Mitchells & Butlers suspends dividend payments to shareholders
Managed pub operator Mitchells & Butlers (M&B) has announced is to freeze dividend payments to its shareholders until December 2010 at the earliest.
The group, which revealed its annual results today, said it would not pay a dividend until it had reduced its medium term debt facility, currently at between £550m and £600m, to below £300m.
It said it anticipated reaching this position in two years time. The group's overall net debt is just over £2.7bn.
M&B also said it was cutting back on "expansionary capital expenditure" by £73m to £120m, and focusing resources on maintaining its existing estate.
And in the light of the current property and financial environment, the group said it was postponing plans to sell off non-core assets, such as its bowling alley interests, and scotching any move to become a real estate investment trust (REIT) "for the foreseeable future".
M&B broke the news about its dividend as it revealed turnover for the year to September 27, 2008 up 0.7 per cent at £1,908m.
EBITDA was up 1.1 per cent at £477m, while operating profits were flat at £344m.
However pre-tax profits, down more than 13 per cent at £179m, were hit partly by the losses M&B incurred earlier in the year following the failed property joint venture with then-shareholder Robert Tchenguiz.
The group said trading in the nine weeks to November 22, 2008 had seen overall like-for-like sales up one per cent, with food sales up 3.5 per cent and drinks up 0.5 per cent.
While sales had been driven by the group's "value and volume strategy", overall growth has been restrained by weak machine sales, M&B said.
The group said its estate had recently been valued at £4.7bn, a fall of seven per cent on last year's valuation exercise.

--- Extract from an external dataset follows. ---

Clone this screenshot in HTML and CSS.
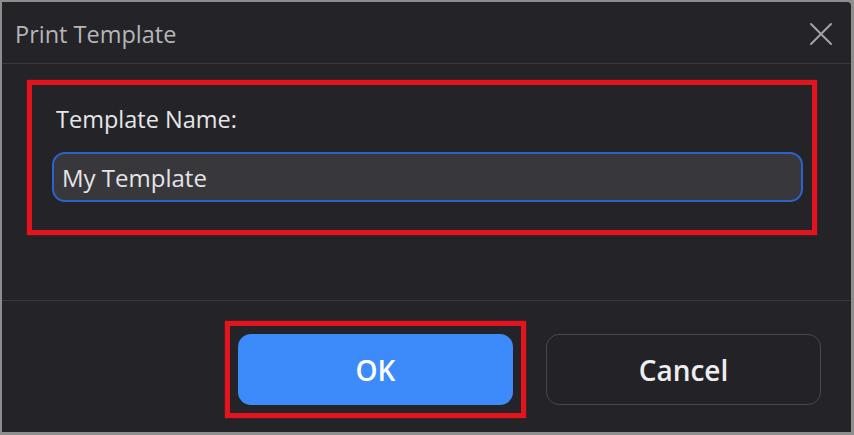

Looking forward, M&B said it was "aggressively driving accelerated market share gains and ensuring that this is profitable activity by focusing on the optimal balance of volume, price and mix to maximise the cash contribution to profit.
"As a result of this policy and the proactive menu management we expect to significantly mitigate the impact of the input cost increases."
The group said it believed food and energy input costs would rise by £30m in the coming year, "heavily concentrated in the first half", with a further £20m in costs coming from the minimum wage and other regulatory demands.
More to follow...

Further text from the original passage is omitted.